Possible fillings: I like to fill with ham and swiss cheese, or even a cooked egg. Or you can fill with sautéed slivers of onions, peppers, and zucchini.

For sweet crepes: add a dash of cinnamon, nutmeg, and allspice.
Possible fillings: I typically fill my crepes with my favorite fresh chopped fruit. Other fillings I recommend are Nutella, whipped cream, vanilla yogurt, or sweetened ricotta cheese. Finish with your choice of nuts, fresh lemon juice, honey or powdered sugar.

Grease a 10in. pan with non-stick cooking spray. Turn your stovetop to medium heat and let the pan come up to temperature. When the pan is hot, slowly pour a thin layer of batter into the pan and swirl to get an even layer all around the pan.

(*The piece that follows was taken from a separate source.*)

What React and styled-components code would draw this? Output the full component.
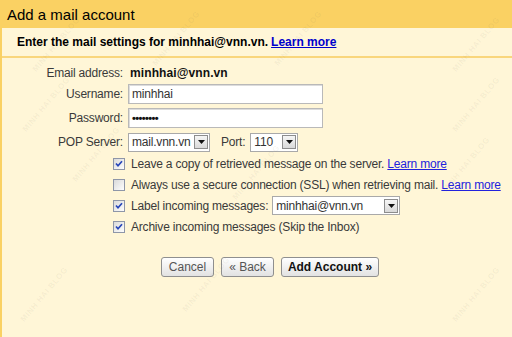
import React from "react";
import styled, { createGlobalStyle } from "styled-components";

const GlobalStyle = createGlobalStyle`
  html, body {
    margin: 0;
    padding: 0;
    background: #fff6d7;
  }
  body {
    font-family: "Liberation Sans", Arial, sans-serif;
    font-size: 12px;
    letter-spacing: -0.2px;
    color: #333;
  }
`;

const Page = styled.div`
  position: relative;
  width: 512px;
  height: 337px;
  overflow: hidden;
  background: #fff6d7;
  border-left: 2px solid #fad163;
  box-sizing: border-box;
`;

const Header = styled.div`
  height: 28px;
  margin-left: -2px;
  padding-left: 7px;
  background: #fad163;
  display: flex;
  align-items: center;
  font-size: 15px;
  letter-spacing: 0;
  color: #000;
`;

const SubHeader = styled.div`
  height: 28px;
  padding-left: 15px;
  display: flex;
  align-items: center;
  font-weight: bold;
  font-size: 12px;
  letter-spacing: 0;
  color: #000;
  border-bottom: 2px solid #f9d67c;
  gap: 3px;
`;

const Link = styled.a`
  color: ${(p) => (p.$strong ? "#0000cc" : "#2222dd")};
  text-decoration: underline;
  cursor: pointer;
`;

const Form = styled.div`
  padding-top: 8px;
  display: flex;
  flex-direction: column;
`;

const Row = styled.div`
  display: grid;
  grid-template-columns: 121px auto;
  column-gap: 5px;
  align-items: center;
  height: ${(p) => p.$h || 20}px;
  margin-bottom: 4px;
`;

const Label = styled.div`
  text-align: right;
  color: #3a3a3a;
`;

const Value = styled.div`
  padding-left: 2px;
  font-weight: bold;
  letter-spacing: 0.1px;
  color: #111;
`;

const TextInput = styled.div`
  width: 195px;
  height: 20px;
  box-sizing: border-box;
  background: #fff;
  border: 1px solid #b9b9b9;
  box-shadow: inset 1px 1px 0 #dcdcdc;
  padding-left: 3px;
  display: flex;
  align-items: center;
  color: #333;
`;

const Dots = styled.span`
  font-size: 11px;
  letter-spacing: -0.6px;
  color: #111;
  font-weight: bold;
`;

const Inline = styled.div`
  display: flex;
  align-items: center;
  gap: ${(p) => p.$gap || 0}px;
`;

const SelectBox = styled.div`
  width: ${(p) => p.$w}px;
  height: 19px;
  flex-shrink: 0;
  box-sizing: border-box;
  background: #fff;
  border: 1px solid #a9a9a9;
  display: flex;
  align-items: center;
  justify-content: space-between;
  padding-left: 3px;
  padding-right: 1px;
  color: #333;
`;

const Arrow = styled.div`
  width: 14px;
  height: 14px;
  box-sizing: border-box;
  border: 1px solid #8d8d8d;
  background: linear-gradient(#f6f6f6, #d9d9d9);
  display: flex;
  align-items: center;
  justify-content: center;
`;

const Checks = styled.div`
  margin-top: -3px;
  padding-left: 111px;
  display: flex;
  flex-direction: column;
`;

const CheckRow = styled.div`
  height: 21px;
  display: flex;
  align-items: center;
  gap: 6px;
  color: #3a3a3a;
  white-space: nowrap;
  svg {
    flex-shrink: 0;
  }
`;

const Buttons = styled.div`
  margin-top: 20px;
  padding-left: 159px;
  display: flex;
  gap: 7px;
`;

const Button = styled.div`
  width: ${(p) => p.$w}px;
  height: 20px;
  box-sizing: border-box;
  border: 1px solid #8f8f8f;
  border-radius: 3px;
  background: linear-gradient(#ffffff, #e2e2e2);
  display: flex;
  align-items: center;
  justify-content: center;
  letter-spacing: 0;
  font-weight: ${(p) => (p.$primary ? "bold" : "normal")};
  color: ${(p) => (p.$primary ? "#111" : "#555")};
`;

const Watermark = styled.div`
  position: absolute;
  font-size: 8px;
  font-weight: bold;
  letter-spacing: 0.5px;
  color: rgba(120, 110, 90, 0.08);
  transform: rotate(-50deg);
  white-space: nowrap;
  pointer-events: none;
`;

function Caret() {
  return (
    <Arrow>
      <svg width="7" height="4" viewBox="0 0 7 4">
        <path d="M0 0h7L3.5 4z" fill="#111" />
      </svg>
    </Arrow>
  );
}

function Select({ w, children }) {
  return (
    <SelectBox $w={w}>
      <span>{children}</span>
      <Caret />
    </SelectBox>
  );
}

function Checkbox({ checked }) {
  return (
    <svg width="12" height="12" viewBox="0 0 12 12">
      <defs>
        <linearGradient id="cbg" x1="0" y1="0" x2="1" y2="1">
          <stop offset="0" stopColor="#d8d8d8" />
          <stop offset="1" stopColor="#ffffff" />
        </linearGradient>
      </defs>
      <rect x="0.5" y="0.5" width="11" height="11" fill="url(#cbg)" stroke="#8e96a8" />
      {checked && (
        <path d="M3 5.5l2 2.2L9 3.2" fill="none" stroke="#2645b8" strokeWidth="1.7" />
      )}
    </svg>
  );
}

const marks = [
  [20, 40],
  [140, 34],
  [262, 34],
  [440, 40],
  [440, 100],
  [10, 100],
  [60, 150],
  [220, 168],
  [430, 160],
  [170, 280],
  [8, 290],
  [440, 290],
];

export default function App() {
  return (
    <>
      <GlobalStyle />
      <Page>
        <Header>Add a mail account</Header>
        <SubHeader>
          <span>Enter the mail settings for minhhai@vnn.vn.</span>
          <Link $strong>Learn more</Link>
        </SubHeader>
        <Form>
          <Row $h={14}>
            <Label>Email address:</Label>
            <Value>minhhai@vnn.vn</Value>
          </Row>
          <Row>
            <Label>Username:</Label>
            <TextInput>minhhai</TextInput>
          </Row>
          <Row>
            <Label>Password:</Label>
            <TextInput>
              <Dots>••••••••</Dots>
            </TextInput>
          </Row>
          <Row>
            <Label>POP Server:</Label>
            <Inline $gap={11}>
              <Select w={82}>mail.vnn.vn</Select>
              <Inline $gap={5}>
                <Label>Port:</Label>
                <Select w={48}>110</Select>
              </Inline>
            </Inline>
          </Row>
          <Checks>
            <CheckRow>
              <Checkbox checked />
              <span>
                Leave a copy of retrieved message on the server. <Link>Learn more</Link>
              </span>
            </CheckRow>
            <CheckRow>
              <Checkbox />
              <span>
                Always use a secure connection (SSL) when retrieving mail. <Link>Learn more</Link>
              </span>
            </CheckRow>
            <CheckRow>
              <Checkbox checked />
              <Inline $gap={4}>
                <span>Label incoming messages:</span>
                <Select w={128}>minhhai@vnn.vn</Select>
              </Inline>
            </CheckRow>
            <CheckRow>
              <Checkbox checked />
              <span>Archive incoming messages (Skip the Inbox)</span>
            </CheckRow>
          </Checks>
          <Buttons>
            <Button $w={53}>Cancel</Button>
            <Button $w={53}>« Back</Button>
            <Button $w={98} $primary>
              Add Account »
            </Button>
          </Buttons>
        </Form>
        {marks.map(([x, y], i) => (
          <Watermark key={i} style={{ left: x, top: y }}>
            MINH HAI BLOG
          </Watermark>
        ))}
      </Page>
    </>
  );
}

The edges should start to peel up and bubbles should appear in the center when the first side is cooked. Carefully raise edges with a spatula and flip over. When both sides are lightly browned, add your chosen filling to warm. You can fold the crepe into quarters, or slide onto a plate and simply roll into a tube. Eat while warm!

Combine your favorite flavors and try your own filling combinations. There are so many possibilites!